Marvin Pope

York Lions
- Title: Linebackers coach
- CFL status: American

Personal information
- Born: January 18, 1969 (age 57) Gainesville, Florida, U.S.
- Listed height: 6 ft 1 in (1.85 m)
- Listed weight: 240 lb (109 kg)

Career information
- Position: Linebacker (No. 91)
- High school: Eastside (FL)
- College: Central State

Career history

Playing
- 1992–1997: Calgary Stampeders

Coaching
- 2014–2017: Calgary Colts
- 2018: Langley Rams
- 2019–2021: Calgary Dinos
- 2022: Prince George Kodiaks
- 2023: Ottawa Sooners
- 2024–present: York Lions

Awards and highlights
- Grey Cup champion (1992); 2× CFL West All-Star (1993, 1994); 2× NAIA All-American (1989, 1990); 2× Black College Football All-American (1989, 1990);

= Marvin Pope (gridiron football) =

American gridiron football player (born 1969)

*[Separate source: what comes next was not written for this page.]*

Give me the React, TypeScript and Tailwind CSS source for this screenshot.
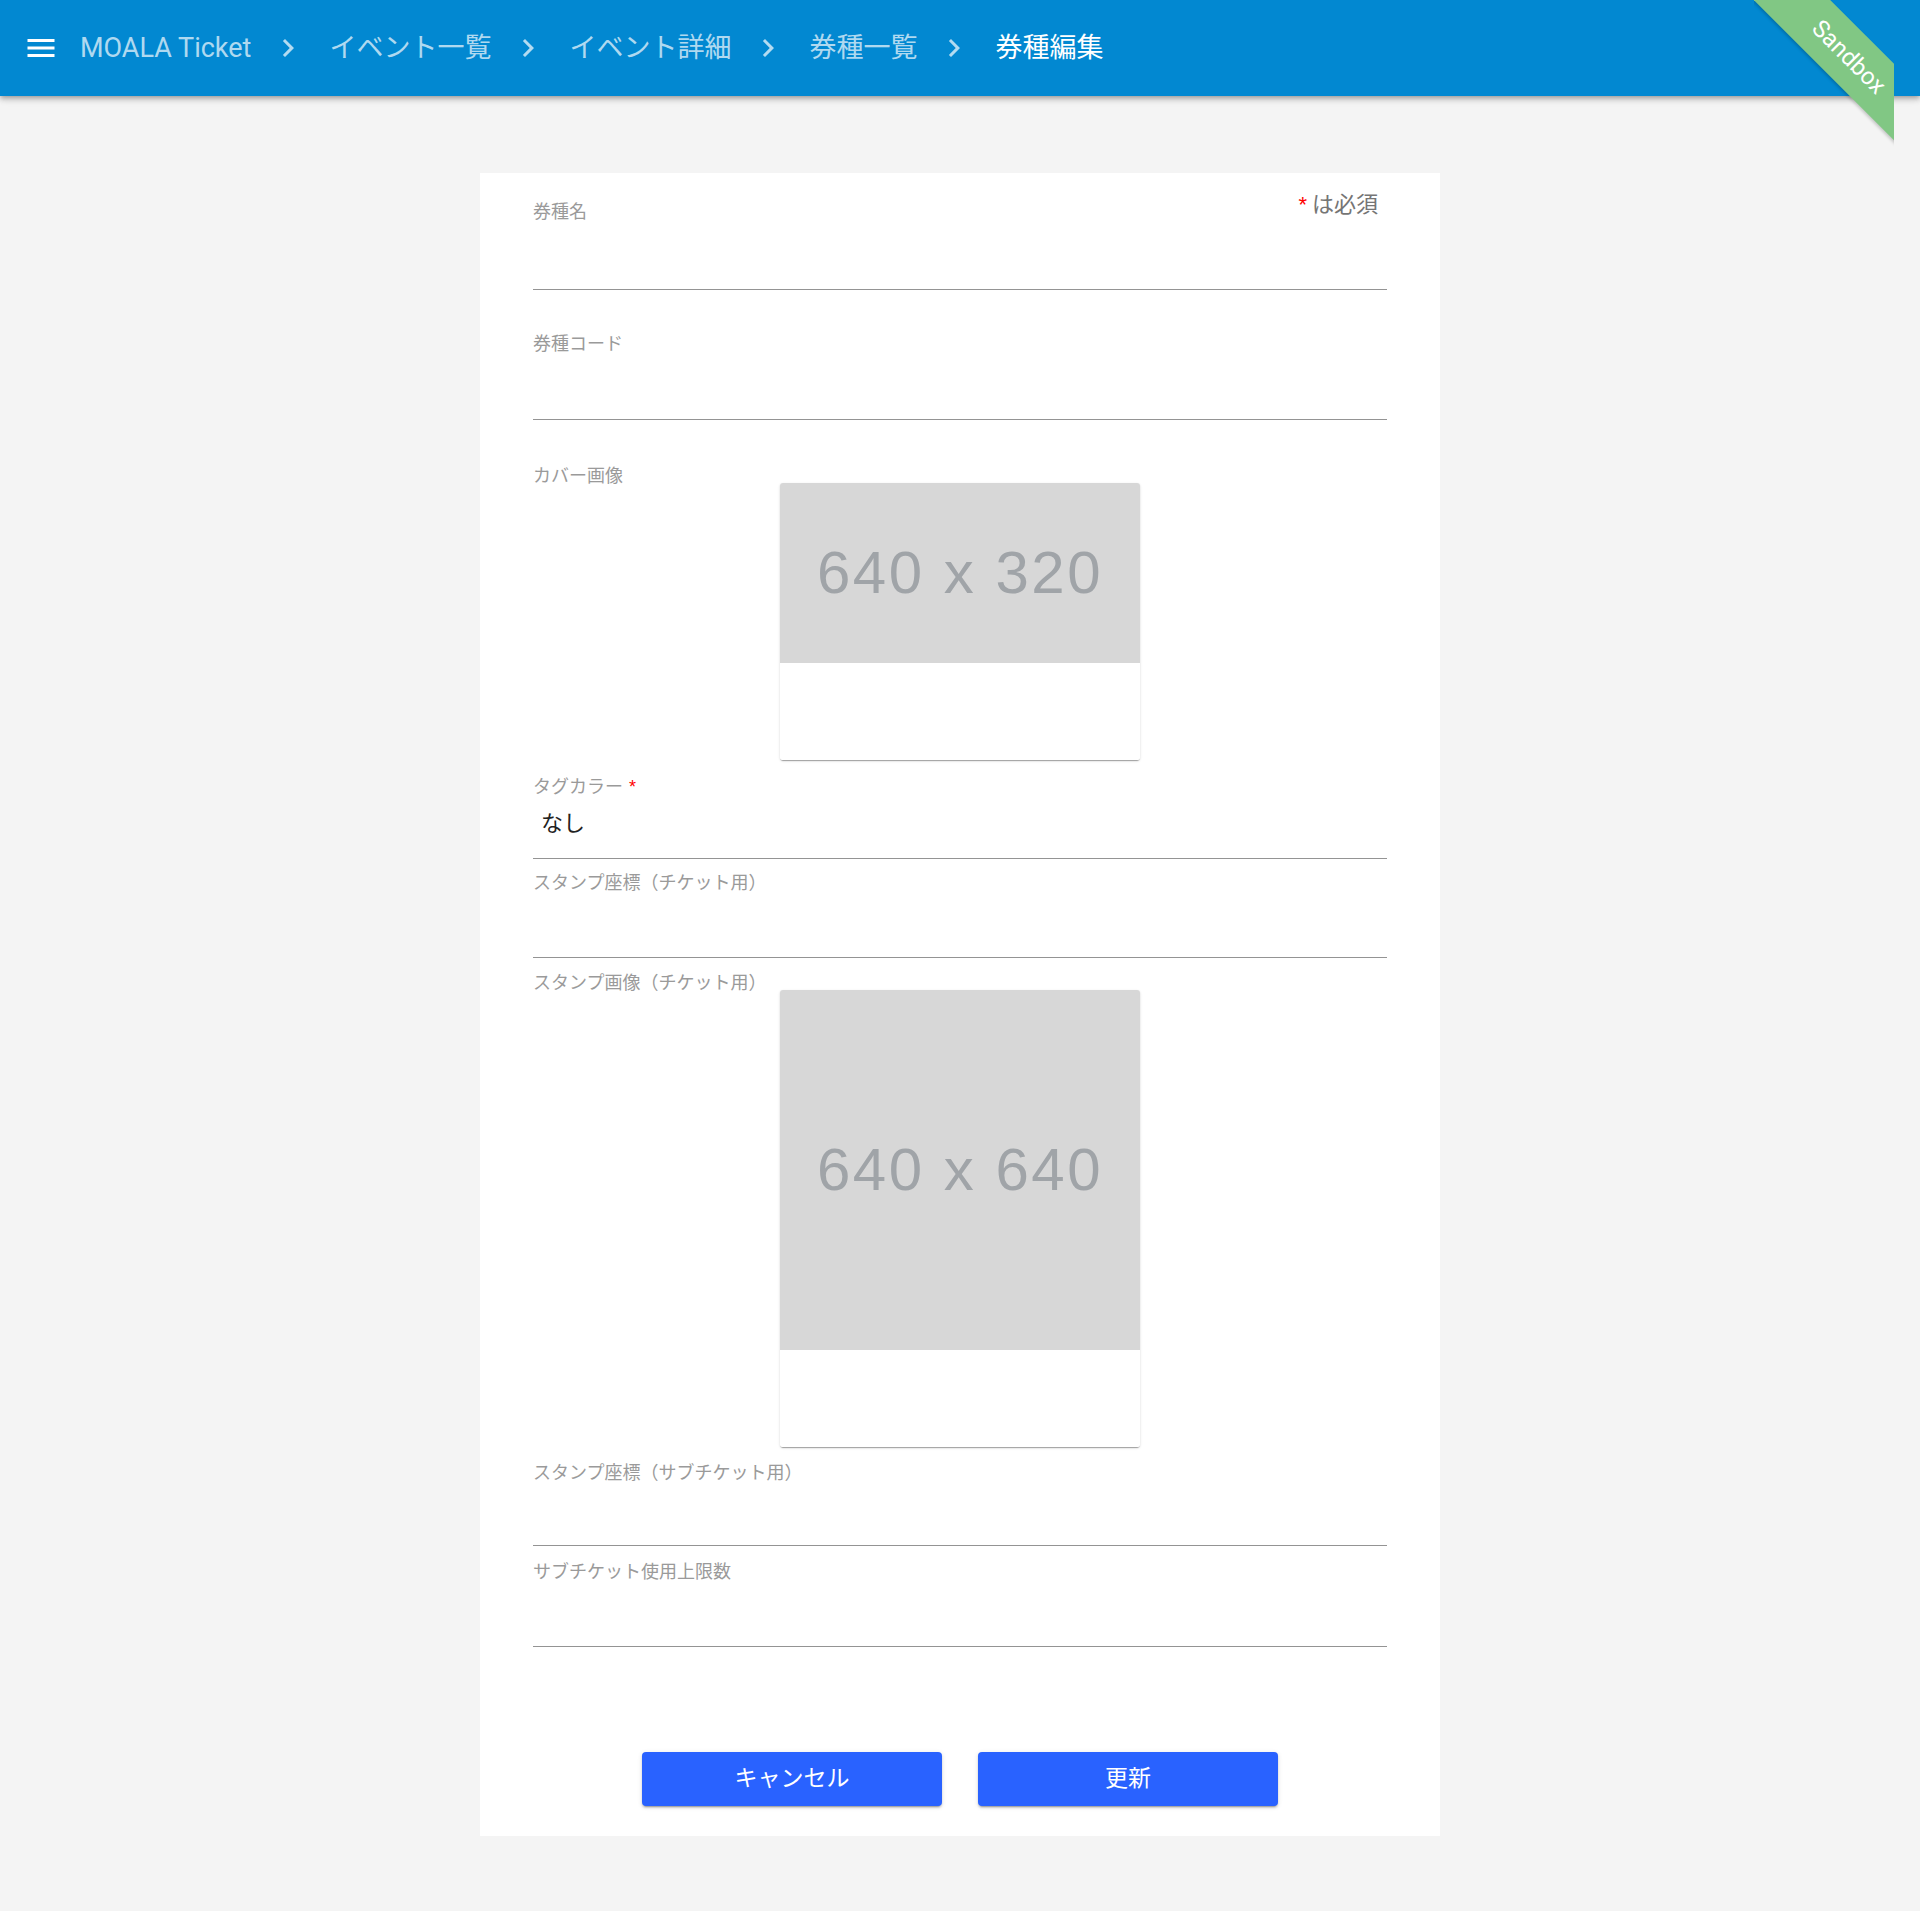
import React from "react";

const JP = "[font-family:'Noto_Sans_CJK_JP',sans-serif]";
const AST = "[font-family:'Liberation_Sans',Arial,sans-serif] text-[#ff0000]";

function Chevron() {
  return (
    <svg viewBox="0 0 24 24" className="w-[36px] h-[36px] ml-[19px] mr-[23px] shrink-0" fill="rgba(255,255,255,0.7)">
      <path d="M10 6L8.59 7.41 13.17 12l-4.58 4.59L10 18l6-6z" />
    </svg>
  );
}

function Label({ children, className = "" }: { children: React.ReactNode; className?: string }) {
  return (
    <div className={`text-[18px] leading-none h-[18px] text-[#9a9a9a] ${JP} whitespace-nowrap ${className}`}>
      {children}
    </div>
  );
}

function Placeholder({ tall, text }: { tall: boolean; text: string }) {
  return (
    <div className="ml-[247px] w-[360px] rounded-[3px] bg-white overflow-hidden shadow-[0px_2px_1px_-1px_rgba(0,0,0,0.2),0px_1px_1px_0px_rgba(0,0,0,0.14),0px_1px_3px_0px_rgba(0,0,0,0.12)]">
      <div
        className={`w-[360px] ${tall ? "h-[360px]" : "h-[180px]"} bg-[#d7d7d7] flex items-center justify-center text-[60px] tracking-[2.5px] text-[#a0a4a8] [font-family:'Liberation_Sans',Arial,sans-serif] leading-none`}
      >
        {text}
      </div>
      <div className="h-[97px] bg-white" />
    </div>
  );
}

export default function App() {
  return (
    <div className="relative min-h-screen bg-[#f4f4f4] overflow-hidden">
      {/* Header */}
      <header className="relative z-10 h-[96px] bg-[#0288d1] flex items-center pl-[23px] shadow-[0px_2px_4px_-1px_rgba(0,0,0,0.2),0px_4px_5px_0px_rgba(0,0,0,0.14),0px_1px_10px_0px_rgba(0,0,0,0.12)] [font-family:Roboto,'Noto_Sans_CJK_JP',sans-serif]">
        <svg viewBox="0 0 24 24" className="w-[36px] h-[36px] shrink-0" fill="#ffffff">
          <path d="M3 18h18v-2H3v2zm0-5h18v-2H3v2zm0-7v2h18V6H3z" />
        </svg>
        <span className="ml-[21px] text-[27px] leading-[32px] text-white/70 whitespace-nowrap">MOALA Ticket</span>
        <Chevron />
        <span className="text-[27px] leading-[32px] text-white/70 whitespace-nowrap">イベント一覧</span>
        <Chevron />
        <span className="text-[27px] leading-[32px] text-white/70 whitespace-nowrap">イベント詳細</span>
        <Chevron />
        <span className="text-[27px] leading-[32px] text-white/70 whitespace-nowrap">券種一覧</span>
        <Chevron />
        <span className="text-[27px] leading-[32px] text-white whitespace-nowrap">券種編集</span>
      </header>

      {/* Sandbox ribbon */}
      <div className="absolute z-20 top-0 right-[26px] w-[140px] h-[150px] overflow-hidden pointer-events-none">
        <div className="absolute left-[-45px] top-[29.5px] w-[280px] h-[54px] rotate-45 bg-[#81c784] flex items-center justify-center shadow-[0px_2px_3px_rgba(0,0,0,0.18)]">
          <span className="text-white text-[24px] leading-none [font-family:Roboto,sans-serif]">Sandbox</span>
        </div>
      </div>

      {/* Main */}
      <main className="pt-[77px] pb-[76px]">
        <div className="mx-auto w-[960px] bg-white pt-[18px] px-[53px] pb-[30px]">
          {/* Field 1 */}
          <div className="flex items-start justify-between">
            <Label className="mt-[10px]">券種名</Label>
            <div className={`pr-[9px] text-[22px] leading-none h-[22px] text-[#757575] ${JP} whitespace-nowrap`}>
              <span className={AST}>*</span> は必須
            </div>
          </div>
          <div className="h-[71px] border-b border-[#949494]" />

          {/* Field 2 */}
          <Label className="mt-[43px]">券種コード</Label>
          <div className="h-[69px] border-b border-[#949494]" />

          {/* Cover image */}
          <Label className="mt-[45px] h-[17px]">カバー画像</Label>
          <Placeholder tall={false} text="640 x 320" />

          {/* Tag color */}
          <Label className="mt-[16px]">
            タグカラー <span className={`${AST} ml-[2px]`}>*</span>
          </Label>
          <div className="h-[65px] border-b border-[#949494] pl-[8px] pt-[16px]">
            <div className={`text-[22px] leading-none text-[#222222] ${JP}`}>なし</div>
          </div>

          {/* Stamp coords */}
          <Label className="mt-[13px]">スタンプ座標（チケット用）</Label>
          <div className="h-[68px] border-b border-[#949494]" />

          {/* Stamp image */}
          <Label className="mt-[14px]">スタンプ画像（チケット用）</Label>
          <Placeholder tall={true} text="640 x 640" />

          {/* Sub ticket coords */}
          <Label className="mt-[15px]">スタンプ座標（サブチケット用）</Label>
          <div className="h-[66px] border-b border-[#949494]" />

          {/* Sub ticket limit */}
          <Label className="mt-[15px]">サブチケット使用上限数</Label>
          <div className="h-[68px] border-b border-[#949494]" />

          {/* Buttons */}
          <div className="mt-[105px] flex justify-center gap-[36px]">
            <button className={`w-[300px] h-[54px] pb-[6px] rounded-[4px] bg-[#2962ff] text-white text-[23px] leading-none ${JP} shadow-[0px_3px_1px_-2px_rgba(0,0,0,0.2),0px_2px_2px_0px_rgba(0,0,0,0.14),0px_1px_5px_0px_rgba(0,0,0,0.12)]`}>
              キャンセル
            </button>
            <button className={`w-[300px] h-[54px] pb-[6px] rounded-[4px] bg-[#2962ff] text-white text-[23px] leading-none ${JP} shadow-[0px_3px_1px_-2px_rgba(0,0,0,0.2),0px_2px_2px_0px_rgba(0,0,0,0.14),0px_1px_5px_0px_rgba(0,0,0,0.12)]`}>
              更新
            </button>
          </div>
        </div>
      </main>
    </div>
  );
}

Marvin Pope (born January 18, 1969) is an American former football linebacker and is the linebackers coach for the York Lions of U Sports football. He played in the Canadian Football League (CFL) for the Calgary Stampeders from 1992 to 1997 where he won a Grey Cup championship in 1992. He played college football for the Central State Marauders.

==Early life==
Pope attended Eastside High School, where he lettered in football, basketball, wrestling, track and weightlifting. In football, he was a two-way player at fullback and linebacker. As a senior, he received Class AAAA All-state and Florida High School Athlete of the Year honors, after averaging 13 tackles per game. Although he was considered an elite football prospect, he was not offered Division I scholarships because of grades.

As a senior, he won the state Class AAA heavyweight weightlifting champion, including the District 5 meet with a record lift totaling 750, 330 on the clean-and-jerk and 420 on bench press. In wrestling, he was ranked third in the state as a junior and senior.

==College career==
Pope initially accepted a football scholarship from Division I-AA Western Kentucky University, only to later commit to NAIA Central State University, because of its reputation for developing professional football players.

As a junior in 1990 for the Marauders, he led a defense that dominated in the NAIA playoffs, holding opponents to 13.2 points per game. His 13 tackles, earned him the NAIA Defensive Most Valuable Player trophy in the 38-16 championship win over Colorado-Mesa State University.

He finished his college career with 52 games, 363 tackles. He was named an NAIA All-American and Black College Football All-American in the 1989 and 1990 seasons.

In 2018, he was inducted into the Central State University Athletics Hall of Fame.

==Professional career==
In May 1992, he signed as a free agent with the Calgary Stampeders of the Canadian Football League. As a rookie, he contributed from his linebacker position to the team winning the Grey Cup. He set a CFL record with 14 tackles against the Edmonton Eskimos.

He played as a linebacker and defensive end. He took part of five consecutive Western Conference Championship games and was a two-time CFL Western All Star.

==Coaching career==
Pope began his coaching career at Calgary's Springbank Community High School, contributing to the 1999 City Championship title. In 2000, he was hired as an assistant coach at Calgary's Henry Wise Wood Senior High School, contributing to both a City and Provincial Championship titles.

Pope served as guest coach for the Calgary Stampeders in 2010 where he worked with the linebackers. In 2013, he returned to high school coaching at Robert Thirsk High School, contributing to a City Championship.

In 2014, he was named the defensive coordinator for the Calgary Colts in the Canadian Junior Football League (CJFL). In 2018, he was hired as the defensive coordinator for the Langley Rams of the CJFL. Pope joined the Calgary Dinos in 2019 as the defensive line coach and was a member of the 55th Vanier Cup championship team that year. He served in that role through the 2021 season.

On January 18, 2022, it was announced that Pope had joined the expansion Prince George Kodiaks of the CJFL.

In 2024, Pope joined the York Lions as the team's linebackers coach.

==Professional wrestling career==
Pope became a pro wrestler after his football career. He was trained by Stu Hart and worked for Stampede Wrestling and independent Calgary promotions.

==Personal life==
Pope's son, Marcellus Pope, played U Sports football for the Calgary Dinos and York Lions.